Direct landings by Northern Ireland-registered fishing vessels into Northern Ireland
Northern Ireland-registered vessels will only be required to meet pre-existing obligations, such as those contained within the fisheries Control Regulation, when landing into ports in Northern Ireland until further notice. Further discussions in the UK-EU Joint Committee will continue to take place on a range of areas covered in this guidance.
Re-exporting fish imported from a third country
If you import fish with a catch certificate and then re-export to the EU, you will need to complete the re-export section of the catch certificate. This does not apply to Northern Ireland to Great Britain or Northern Ireland to EU trade.
Countries you cannot import from
You cannot import fish caught by vessels with flags from Comoros, Cambodia or Saint Vincent and the Grenadines. This is because these countries have not been cooperative in taking action against illegal, unreported and unregulated (IUU) fishing.
Endangered fish and shellfish
If you want to import endangered species of fish, follow guidance about getting a permit to import endangered species.
Contact the APHA Centre for International Trade: Bristol for advice if you plan to import European eels.
Bluefin tuna and Antarctic and Patagonian toothfish
Direct landings, imports and exports of Bluefin tuna or Antarctic and Patagonian toothfish into and from the UK (except for movements between Northern Ireland and the EU) will require validated catch documents.

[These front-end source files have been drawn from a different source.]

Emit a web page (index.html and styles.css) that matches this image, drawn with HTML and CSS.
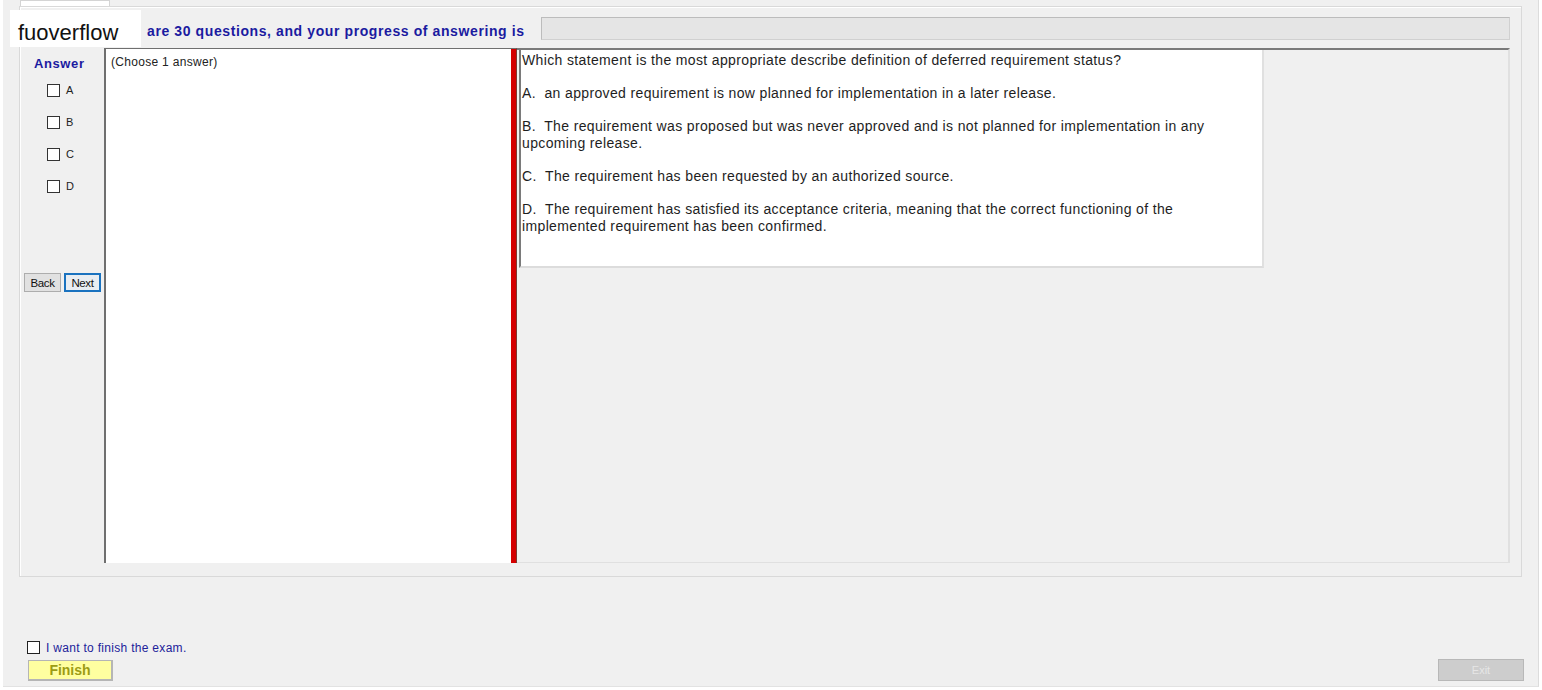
FILE: index.html
```html
<!DOCTYPE html>
<html>
<head>
	<title>Exam</title>
	<link rel="stylesheet" href="styles.css">
</head>
<body>
	<div class="app">
		<div class="tabs"><div class="tab"></div></div>
		<div class="group">
			<div class="head">
				<div class="title">are 30 questions, and your progress of answering is</div>
				<div class="progress"></div>
			</div>
			<div class="main">
				<div class="answers">
					<div class="answer-label">Answer</div>
					<div class="opts">
						<div class="opt"><span class="box"></span>A</div>
						<div class="opt"><span class="box"></span>B</div>
						<div class="opt"><span class="box"></span>C</div>
						<div class="opt"><span class="box"></span>D</div>
					</div>
					<div class="nav">
						<button class="btn">Back</button>
						<button class="btn next">Next</button>
					</div>
				</div>
				<div class="choices">(Choose 1 answer)</div>
				<div class="divider"></div>
				<div class="qpanel">
					<div class="qtext">
						<p>Which statement is the most appropriate describe definition of deferred requirement status?</p>
						<p>A.&nbsp; an approved requirement is now planned for implementation in a later release.</p>
						<p>B.&nbsp; The requirement was proposed but was never approved and is not planned for implementation in any upcoming release.</p>
						<p>C.&nbsp; The requirement has been requested by an authorized source.</p>
						<p>D.&nbsp; The requirement has satisfied its acceptance criteria, meaning that the correct functioning of the implemented requirement has been confirmed.</p>
					</div>
				</div>
			</div>
		</div>
		<div class="footer">
			<div class="finish-col">
				<div class="confirm"><span class="box"></span>I want to finish the exam.</div>
				<button class="finish">Finish</button>
			</div>
			<button class="exit">Exit</button>
		</div>
		<div class="mark">fuoverflow</div>
	</div>
</body>
</html>
```

FILE: styles.css
```css
body {
	margin: 0;
	background: #fff;
	font-family: "Liberation Sans", Arial, sans-serif;
	color: #1e1e1e;
}
.app {
	position: relative;
	margin-left: 3px;
	width: 1536px;
	height: 687px;
	box-sizing: border-box;
	background: #f0f0f0;
	border-right: 1px solid #dcdcdc;
	border-bottom: 1px solid #e2e2e2;
	display: flex;
	flex-direction: column;
}
.tabs {
	height: 6px;
	padding-left: 17px;
}
.tab {
	width: 90px;
	height: 6px;
	box-sizing: border-box;
	background: #fff;
	border: 1px solid #d4d4d4;
	border-bottom: none;
}
.group {
	margin-left: 16px;
	width: 1503px;
	height: 571px;
	box-sizing: border-box;
	border: 1px solid #d9d9d9;
	box-shadow: inset 1px 1px 0 #fff;
	display: flex;
	flex-direction: column;
}
.head {
	height: 41px;
	display: flex;
	align-items: flex-start;
}
.title {
	margin-top: 16px;
	margin-left: 127px;
	font-size: 14px;
	line-height: 16px;
	font-weight: bold;
	letter-spacing: 0.6px;
	color: #1b1ba0;
}
.progress {
	margin-left: auto;
	margin-right: 11px;
	margin-top: 10px;
	width: 969px;
	height: 23px;
	box-sizing: border-box;
	background: #e5e5e5;
	border: 1px solid #bcbcbc;
	border-right-color: #d0d0d0;
	border-bottom-color: #d0d0d0;
}
.main {
	height: 515px;
	margin: 0 11px 0 4px;
	display: flex;
}
.answers {
	width: 80px;
	flex: none;
	padding-top: 8px;
	box-sizing: border-box;
}
.answer-label {
	padding-left: 10px;
	font-size: 13px;
	line-height: 15px;
	font-weight: bold;
	letter-spacing: 0.6px;
	color: #1b1ba0;
}
.opts {
	margin-top: 3px;
}
.opt {
	height: 32px;
	display: flex;
	align-items: center;
	padding-left: 23px;
	font-size: 11px;
	color: #222;
}
.box {
	display: inline-block;
	width: 13px;
	height: 13px;
	box-sizing: border-box;
	border: 1px solid #333;
	background: #fff;
	margin-right: 6px;
}
.nav {
	margin-top: 71px;
	display: flex;
	gap: 3px;
}
.btn {
	width: 37px;
	height: 19px;
	padding: 0;
	font-family: "Liberation Sans", Arial, sans-serif;
	font-size: 11.5px;
	letter-spacing: -0.4px;
	color: #111;
	background: #e1e1e1;
	border: 1px solid #adadad;
}
.next {
	border: 2px solid #1a72bf;
	background: #e8edf2;
}
.choices {
	width: 407px;
	flex: none;
	box-sizing: border-box;
	background: #fff;
	border-left: 2px solid #6f6f6f;
	border-top: 1px solid #6f6f6f;
	padding: 6px 0 0 5px;
	font-size: 12px;
	letter-spacing: 0.3px;
	color: #222;
}
.divider {
	width: 6px;
	flex: none;
	box-sizing: border-box;
	background: #d40000;
	border-right: 1px solid #7b3a30;
	border-top: 1px solid #6f6f6f;
}
.qpanel {
	flex: 1;
	box-sizing: border-box;
	border-top: 2px solid #7a7a7a;
	border-right: 2px solid #e0e0e0;
	border-bottom: 1px solid #e0e0e0;
	padding-left: 2px;
}
.qtext {
	width: 745px;
	height: 218px;
	box-sizing: border-box;
	background: #fff;
	border-left: 2px solid #7a7a7a;
	border-right: 2px solid #e0e0e0;
	border-bottom: 2px solid #dcdcdc;
	padding: 2px 22px 0 1px;
	font-size: 14px;
	line-height: 17px;
	letter-spacing: 0.36px;
	color: #1e1e1e;
}
.qtext p {
	margin: 0 0 16px 0;
}
.footer {
	margin-top: auto;
	padding: 0 14px 5px 24px;
	display: flex;
	justify-content: space-between;
	align-items: flex-end;
}
.confirm {
	display: flex;
	align-items: center;
	font-size: 12px;
	letter-spacing: 0.3px;
	color: #22229a;
	height: 15px;
}
.confirm .box {
	margin-right: 6px;
	border-color: #222;
}
.finish {
	margin-top: 5px;
	margin-left: 1px;
	width: 85px;
	height: 21px;
	padding: 0;
	background: #ffffa0;
	border: 1px solid #b5b5b5;
	border-bottom-width: 2px;
	border-right-width: 2px;
	font-family: "Liberation Sans", Arial, sans-serif;
	font-size: 14px;
	font-weight: bold;
	color: #9c9c14;
}
.exit {
	width: 86px;
	height: 22px;
	padding: 0;
	background: #cdcdcd;
	border: 1px solid #b8b8b8;
	font-family: "Liberation Sans", Arial, sans-serif;
	font-size: 11px;
	color: #e6e6e6;
}
.mark {
	position: absolute;
	left: 7px;
	top: 10px;
	width: 131px;
	height: 37px;
	box-sizing: border-box;
	background: #fff;
	padding: 11px 0 0 8px;
	font-size: 22px;
	line-height: 24px;
	color: #111;
}
```
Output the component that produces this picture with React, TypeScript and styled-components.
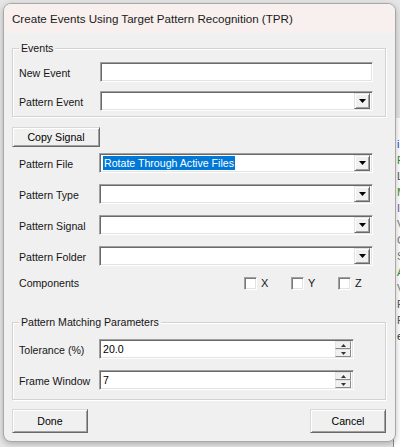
import React from 'react';
import styled, { createGlobalStyle } from 'styled-components';

const GlobalStyle = createGlobalStyle`
  html, body { margin: 0; padding: 0; background: #e6e6e6; }
  body { font-family: "Liberation Sans", Arial, sans-serif; }
  * { box-sizing: border-box; }
`;

const Desktop = styled.div`
  position: relative;
  width: 400px;
  height: 447px;
  overflow: hidden;
  background: #e6e6e6;
`;

const BackWindow = styled.div`
  position: absolute;
  left: 393px;
  top: 118px;
  width: 12px;
  height: 329px;
  background: #fff;
  border-left: 1px solid #8a8a8a;
  padding: 18px 0 0 3px;
  display: flex;
  flex-direction: column;
`;

const BackGlyph = styled.span<{ $c: string }>`
  font-size: 11px;
  line-height: 16px;
  color: ${(p) => p.$c};
`;

const Dialog = styled.div`
  position: absolute;
  left: 3px;
  top: 3px;
  width: 393px;
  height: 439px;
  border: 1px solid #a8a8a8;
  border-radius: 8px;
  background: #f0f0f0;
  box-shadow: 0 2px 6px rgba(0, 0, 0, 0.25);
  display: flex;
  flex-direction: column;
  overflow: hidden;
`;

const TitleBar = styled.div`
  height: 29px;
  flex: none;
  background: #f7f0ee;
  display: flex;
  align-items: center;
  padding-left: 8px;
  font-size: 11.6px;
  color: #1a1a1a;
`;

const Body = styled.div`
  flex: 1;
  display: flex;
  flex-direction: column;
  padding: 15px 9px 9px 8px;
  font-size: 10.6px;
  color: #151515;
`;

const GroupBox = styled.div<{ $pt: number; $pb: number; $pr: number }>`
  position: relative;
  width: 374px;
  border: 1px solid #d2d2d2;
  box-shadow: inset 1px 1px 0 #fff, 1px 1px 0 #fff;
  padding: ${(p) => `${p.$pt}px ${p.$pr}px ${p.$pb}px 6px`};
`;

const GroupLegend = styled.span`
  position: absolute;
  top: -7px;
  left: 6px;
  padding: 0 2px;
  background: #f0f0f0;
  line-height: 13px;
`;

const FieldGrid = styled.div<{ $label: number; $gap: number }>`
  display: grid;
  grid-template-columns: ${(p) => p.$label}px 1fr;
  row-gap: ${(p) => p.$gap}px;
  align-items: center;
`;

const Label = styled.span`
  line-height: 13px;
  padding-top: 2px;
  white-space: nowrap;
`;

const Sunken = styled.div`
  position: relative;
  height: 20px;
  background: #fff;
  border: 1px solid;
  border-color: #a0a0a0 #fff #fff #a0a0a0;
  box-shadow: inset 1px 1px 0 #696969, inset -1px -1px 0 #e3e3e3;
  padding: 2px;
  display: flex;
  align-items: center;
  color: #000;
`;

const EditText = styled.span`
  flex: 1;
  padding-left: 1px;
  line-height: 14px;
`;

const Selected = styled.span`
  margin-left: 1px;
  padding: 0 1px;
  line-height: 14px;
  background: #0078d7;
  color: #fff;
`;

const Spacer = styled.span`
  flex: 1;
`;

const DropButton = styled.div`
  width: 16px;
  height: 16px;
  flex: none;
  margin-top: -2px;
  margin-bottom: -2px;
  background: #f0f0f0;
  border: 1px solid;
  border-color: #e3e3e3 #696969 #696969 #e3e3e3;
  box-shadow: inset 1px 1px 0 #fff, inset -1px -1px 0 #a0a0a0;
  display: flex;
  align-items: center;
  justify-content: center;
`;

const SpinColumn = styled.div`
  width: 16px;
  height: 16px;
  flex: none;
  display: flex;
  flex-direction: column;
`;

const SpinHalf = styled.div`
  height: 8px;
  background: #f0f0f0;
  border: 1px solid;
  border-color: #e3e3e3 #8a8a8a #8a8a8a #e3e3e3;
  display: flex;
  align-items: center;
  justify-content: center;
`;

const RaisedButton = styled.button<{ $w: number; $h: number }>`
  width: ${(p) => p.$w}px;
  height: ${(p) => p.$h}px;
  padding: 0;
  margin: 0;
  font-family: inherit;
  font-size: 10.6px;
  color: #000;
  background: #f0f0f0;
  border: 1px solid;
  border-color: #d8d8d8 #696969 #696969 #d8d8d8;
  box-shadow: inset 1px 1px 0 #fff, inset -1px -1px 0 #a0a0a0;
  border-radius: 0;
`;

const CopyWrap = styled.div`
  margin-top: 10px;
`;

const MainFields = styled.div`
  margin-top: 6px;
  padding: 0 13px 0 7px;
`;

const ComponentsRow = styled.div`
  margin-top: 11px;
  padding-left: 7px;
  height: 13px;
  display: flex;
  align-items: center;
`;

const ComponentsLabel = styled.span`
  width: 225px;
  line-height: 13px;
`;

const CheckItem = styled.label`
  width: 47px;
  display: flex;
  align-items: center;
  gap: 4px;
  line-height: 13px;
  font-size: 11px;
`;

const CheckBox = styled.span`
  width: 13px;
  height: 13px;
  background: #fff;
  border: 1px solid;
  border-color: #a0a0a0 #fff #fff #a0a0a0;
  box-shadow: inset 1px 1px 0 #7a7a7a, inset -1px -1px 0 #e3e3e3;
`;

const ParamsWrap = styled.div`
  margin-top: 32px;
`;

const ButtonRow = styled.div`
  margin-top: 9px;
  display: flex;
  justify-content: space-between;
`;

const DownArrow = () => (
  <svg width="7" height="4" viewBox="0 0 7 4">
    <polygon points="0,0 7,0 3.5,4" fill="#000" />
  </svg>
);

const TinyArrow = ({ up }: { up?: boolean }) => (
  <svg width="5" height="3" viewBox="0 0 5 3">
    <polygon points={up ? '2.5,0 5,3 0,3' : '0,0 5,0 2.5,3'} fill="#333" />
  </svg>
);

const Combo = ({ children }: { children?: React.ReactNode }) => (
  <Sunken>
    {children ?? <Spacer />}
    <DropButton>
      <DownArrow />
    </DropButton>
  </Sunken>
);

const Spin = ({ value }: { value: string }) => (
  <Sunken>
    <EditText>{value}</EditText>
    <SpinColumn>
      <SpinHalf>
        <TinyArrow up />
      </SpinHalf>
      <SpinHalf>
        <TinyArrow />
      </SpinHalf>
    </SpinColumn>
  </Sunken>
);

const backGlyphs: [string, string][] = [
  ['i', '#2a3fd0'],
  ['P', '#2f8f2f'],
  ['L', '#555'],
  ['M', '#2f8f2f'],
  ['I', '#7a5aa0'],
  ['V', '#777'],
  ['C', '#777'],
  ['S', '#777'],
  ['A', '#2f8f2f'],
  ['V', '#777'],
  ['F', '#555'],
  ['F', '#555'],
  ['e', '#333'],
];

export default function App() {
  return (
    <>
      <GlobalStyle />
      <Desktop>
        <BackWindow>
          {backGlyphs.map(([g, c], i) => (
            <BackGlyph key={i} $c={c}>
              {g}
            </BackGlyph>
          ))}
        </BackWindow>
        <Dialog>
          <TitleBar>Create Events Using Target Pattern Recognition (TPR)</TitleBar>
          <Body>
            <GroupBox $pt={13} $pb={5} $pr={12}>
              <GroupLegend>Events</GroupLegend>
              <FieldGrid $label={81} $gap={9}>
                <Label>New Event</Label>
                <Sunken>
                  <EditText />
                </Sunken>
                <Label>Pattern Event</Label>
                <Combo />
              </FieldGrid>
            </GroupBox>

            <CopyWrap>
              <RaisedButton $w={88} $h={20}>
                Copy Signal
              </RaisedButton>
            </CopyWrap>

            <MainFields>
              <FieldGrid $label={80} $gap={11}>
                <Label>Pattern File</Label>
                <Combo>
                  <Selected>Rotate Through Active Files</Selected>
                  <Spacer />
                </Combo>
                <Label>Pattern Type</Label>
                <Combo />
                <Label>Pattern Signal</Label>
                <Combo />
                <Label>Pattern Folder</Label>
                <Combo />
              </FieldGrid>
            </MainFields>

            <ComponentsRow>
              <ComponentsLabel>Components</ComponentsLabel>
              <CheckItem>
                <CheckBox />X
              </CheckItem>
              <CheckItem>
                <CheckBox />Y
              </CheckItem>
              <CheckItem>
                <CheckBox />Z
              </CheckItem>
            </ComponentsRow>

            <ParamsWrap>
              <GroupBox $pt={16} $pb={9} $pr={31}>
                <GroupLegend>Pattern Matching Parameters</GroupLegend>
                <FieldGrid $label={80} $gap={11}>
                  <Label>Tolerance (%)</Label>
                  <Spin value="20.0" />
                  <Label>Frame Window</Label>
                  <Spin value="7" />
                </FieldGrid>
              </GroupBox>
            </ParamsWrap>

            <ButtonRow>
              <RaisedButton $w={76} $h={24}>
                Done
              </RaisedButton>
              <RaisedButton $w={76} $h={24}>
                Cancel
              </RaisedButton>
            </ButtonRow>
          </Body>
        </Dialog>
      </Desktop>
    </>
  );
}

These must be submitted to the importing competent authority or relevant fisheries administration, to allow checks to take place.
The movement of these species between Great Britain and Northern Ireland, in both directions, will also require the submission of these catch documents.
Ornamental fish and shellfish and aquaculture
You must comply with HMRC guidance on customs requirements for importing fishery products into the UK.